## Instructions to follow
Extract from the listing each line in which the word "React" appears.

## Data extract
┌──

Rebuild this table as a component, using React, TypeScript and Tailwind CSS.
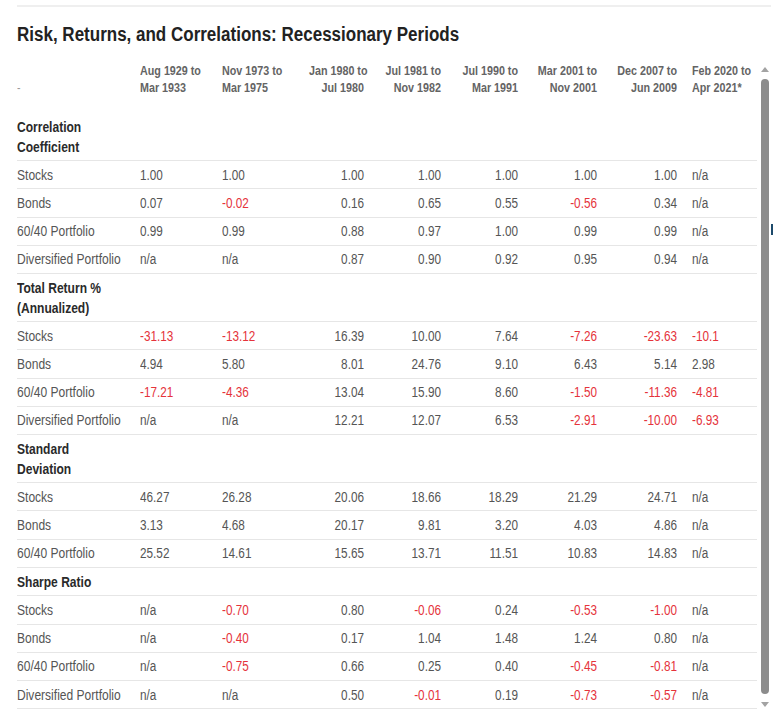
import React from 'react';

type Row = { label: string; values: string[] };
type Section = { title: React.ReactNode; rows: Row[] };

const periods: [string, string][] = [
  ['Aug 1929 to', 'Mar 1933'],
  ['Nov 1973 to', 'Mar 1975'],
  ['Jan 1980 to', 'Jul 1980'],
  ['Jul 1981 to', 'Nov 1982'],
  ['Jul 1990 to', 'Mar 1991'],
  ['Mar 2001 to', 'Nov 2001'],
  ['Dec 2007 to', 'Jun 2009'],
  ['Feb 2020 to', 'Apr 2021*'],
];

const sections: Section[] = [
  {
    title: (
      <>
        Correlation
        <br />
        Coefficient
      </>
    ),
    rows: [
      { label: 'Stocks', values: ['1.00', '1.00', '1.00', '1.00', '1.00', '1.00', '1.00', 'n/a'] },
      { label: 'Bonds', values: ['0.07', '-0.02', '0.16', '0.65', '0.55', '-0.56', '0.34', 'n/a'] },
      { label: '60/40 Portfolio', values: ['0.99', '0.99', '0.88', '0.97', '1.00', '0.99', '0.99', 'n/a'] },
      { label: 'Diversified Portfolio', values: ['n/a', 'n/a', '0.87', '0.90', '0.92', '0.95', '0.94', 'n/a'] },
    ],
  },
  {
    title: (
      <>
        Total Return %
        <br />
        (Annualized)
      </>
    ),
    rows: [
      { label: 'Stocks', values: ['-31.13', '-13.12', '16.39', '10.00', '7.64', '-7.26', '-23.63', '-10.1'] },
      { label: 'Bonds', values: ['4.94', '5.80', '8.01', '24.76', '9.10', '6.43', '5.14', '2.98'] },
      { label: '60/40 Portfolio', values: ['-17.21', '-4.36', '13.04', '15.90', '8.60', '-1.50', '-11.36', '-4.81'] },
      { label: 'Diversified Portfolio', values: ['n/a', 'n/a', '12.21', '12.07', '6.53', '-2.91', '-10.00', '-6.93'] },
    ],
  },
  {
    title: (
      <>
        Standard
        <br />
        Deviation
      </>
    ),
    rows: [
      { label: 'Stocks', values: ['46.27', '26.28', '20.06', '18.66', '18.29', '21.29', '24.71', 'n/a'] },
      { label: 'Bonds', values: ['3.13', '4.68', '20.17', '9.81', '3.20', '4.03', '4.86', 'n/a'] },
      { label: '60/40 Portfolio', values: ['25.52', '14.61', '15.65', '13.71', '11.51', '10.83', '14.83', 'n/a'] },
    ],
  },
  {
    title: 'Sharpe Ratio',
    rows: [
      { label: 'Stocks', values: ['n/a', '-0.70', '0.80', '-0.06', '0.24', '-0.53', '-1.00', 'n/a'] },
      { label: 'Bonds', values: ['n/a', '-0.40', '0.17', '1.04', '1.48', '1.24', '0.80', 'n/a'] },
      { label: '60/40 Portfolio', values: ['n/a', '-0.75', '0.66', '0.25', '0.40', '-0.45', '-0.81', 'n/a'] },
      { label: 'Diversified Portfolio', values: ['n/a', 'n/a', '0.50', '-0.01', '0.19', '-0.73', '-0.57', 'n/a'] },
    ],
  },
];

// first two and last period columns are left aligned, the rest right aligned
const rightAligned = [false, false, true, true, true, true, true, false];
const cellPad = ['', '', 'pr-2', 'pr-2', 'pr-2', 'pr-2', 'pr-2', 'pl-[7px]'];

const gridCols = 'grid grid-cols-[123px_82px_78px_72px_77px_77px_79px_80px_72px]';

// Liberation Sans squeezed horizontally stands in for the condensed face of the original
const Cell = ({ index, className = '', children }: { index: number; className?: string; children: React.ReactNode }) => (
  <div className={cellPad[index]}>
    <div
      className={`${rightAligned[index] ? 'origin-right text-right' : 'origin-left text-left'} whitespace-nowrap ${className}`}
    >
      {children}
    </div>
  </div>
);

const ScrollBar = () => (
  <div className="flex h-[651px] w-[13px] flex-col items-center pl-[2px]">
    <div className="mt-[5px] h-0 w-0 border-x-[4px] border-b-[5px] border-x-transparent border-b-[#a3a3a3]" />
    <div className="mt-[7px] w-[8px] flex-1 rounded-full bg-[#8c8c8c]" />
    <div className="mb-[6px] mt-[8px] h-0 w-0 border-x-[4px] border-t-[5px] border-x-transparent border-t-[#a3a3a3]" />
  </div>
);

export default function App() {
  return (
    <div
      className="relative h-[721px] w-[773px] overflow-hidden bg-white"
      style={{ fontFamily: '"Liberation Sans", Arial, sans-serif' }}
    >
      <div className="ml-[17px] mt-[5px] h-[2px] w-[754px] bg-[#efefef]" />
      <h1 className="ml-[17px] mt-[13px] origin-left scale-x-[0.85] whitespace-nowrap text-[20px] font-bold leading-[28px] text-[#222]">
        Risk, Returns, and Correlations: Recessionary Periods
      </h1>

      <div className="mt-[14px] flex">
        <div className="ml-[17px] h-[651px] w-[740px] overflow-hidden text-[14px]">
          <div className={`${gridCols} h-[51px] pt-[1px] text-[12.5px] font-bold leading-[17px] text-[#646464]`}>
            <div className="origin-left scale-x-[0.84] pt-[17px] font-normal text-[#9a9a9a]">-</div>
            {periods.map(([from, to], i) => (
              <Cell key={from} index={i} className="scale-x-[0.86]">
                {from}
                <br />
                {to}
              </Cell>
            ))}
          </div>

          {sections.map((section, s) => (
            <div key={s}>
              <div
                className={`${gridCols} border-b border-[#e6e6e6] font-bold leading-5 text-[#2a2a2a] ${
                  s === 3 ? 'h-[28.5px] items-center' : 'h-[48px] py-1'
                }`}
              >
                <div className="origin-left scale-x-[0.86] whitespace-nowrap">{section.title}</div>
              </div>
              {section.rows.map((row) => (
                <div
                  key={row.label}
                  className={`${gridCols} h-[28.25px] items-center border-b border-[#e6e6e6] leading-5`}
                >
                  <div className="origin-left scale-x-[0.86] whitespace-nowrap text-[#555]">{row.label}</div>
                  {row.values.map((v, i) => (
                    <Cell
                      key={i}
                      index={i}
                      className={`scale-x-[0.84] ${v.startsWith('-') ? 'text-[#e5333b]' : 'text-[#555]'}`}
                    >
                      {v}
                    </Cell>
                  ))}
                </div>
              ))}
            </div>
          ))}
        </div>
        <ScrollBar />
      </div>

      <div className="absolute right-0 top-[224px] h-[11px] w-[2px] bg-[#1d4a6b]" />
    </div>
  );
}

└──

## Reply
Rebuild this table as a component, using React, TypeScript and Tailwind CSS.
import React from 'react';
type Section = { title: React.ReactNode; rows: Row[] };
const Cell = ({ index, className = '', children }: { index: number; className?: string; children: React.ReactNode }) => (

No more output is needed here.